BHP economic outlook for base metals
The outlook for the short term remains uncertain, but with vaccine deployment underway, albeit with some uncertainty as to timing and efficacy, a major downside risk to the plausible range has been substantially mitigated.
BHP now estimates that the world economy will be 4½ per cent smaller in the 2021 calendar year than it would have been if COVID-19 had not occurred. It reflects the speed of the rebound in ex-China markets in the second half of the 2020 calendar year, led by India and the US, plus additional stimulus measures in developed countries.
Copper prices have been strong in recent times. With ROW demand recovering and China continuing to perform well, the short term outlook for demand is constructive. On the supply side, we note near term risks from the escalation of COVID-19 cases in Chile, and the fact that a number of wage negotiations at Chilean mines are scheduled for the current calendar year, spread across both halves.
Longer-term, end-use demand is expected to be solid, while broad exposure to the electrification mega-trend offers an attractive upside.
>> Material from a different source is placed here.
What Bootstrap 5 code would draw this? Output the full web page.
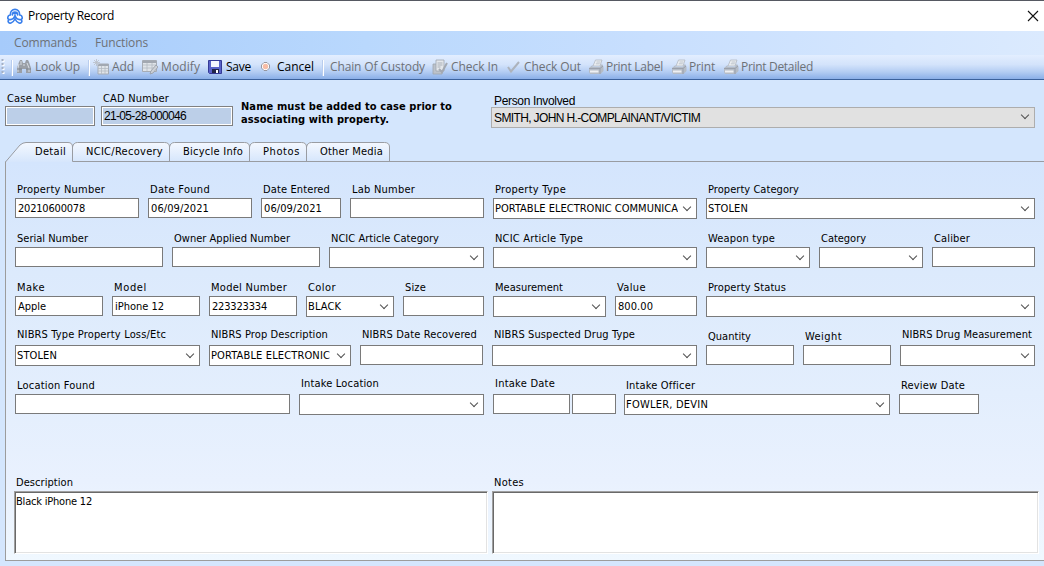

Long-term prices are expected to also reflect grade decline, resource depletion, water constraints, the increased depth and complexity of known development options, and a scarcity of high-quality future development opportunities after a poor decade for industry-wide exploration in the 2010s.
Nickel prices have been driven by positive sentiment towards pro-growth assets, supply uncertainty and a strong rebound from the battery-electric vehicle (EV) complex in the second half of the 2020 calendar year.
Longer term, BHP believes that nickel will be a substantial beneficiary of the global electrification mega-trend and that nickel sulphides will be particularly attractive given the relatively lower cost of production of battery-suitable class-1 nickel than for laterites, which are expected to set the long-run nickel price.
This view is supported by its assessment of the likely rate of growth in EVs and of the likely battery chemistry that will underpin this. BHP has revised its already aggressive long run EV ranges to reflect even more supportive policy, such as accelerated bans for internal combustion engine vehicles in Europe, the policy platform of the Biden administration and net zero objectives in China, Japan and South Korea.
BHP remains positive in its outlook for long-term global economic growth and commodity demand. The 2020s hold great promise in this regard, with policymakers in key economies (for example China, Japan and the US) signalling a durable commitment to pro-growth agendas alongside heightened ambitions to tackle climate change.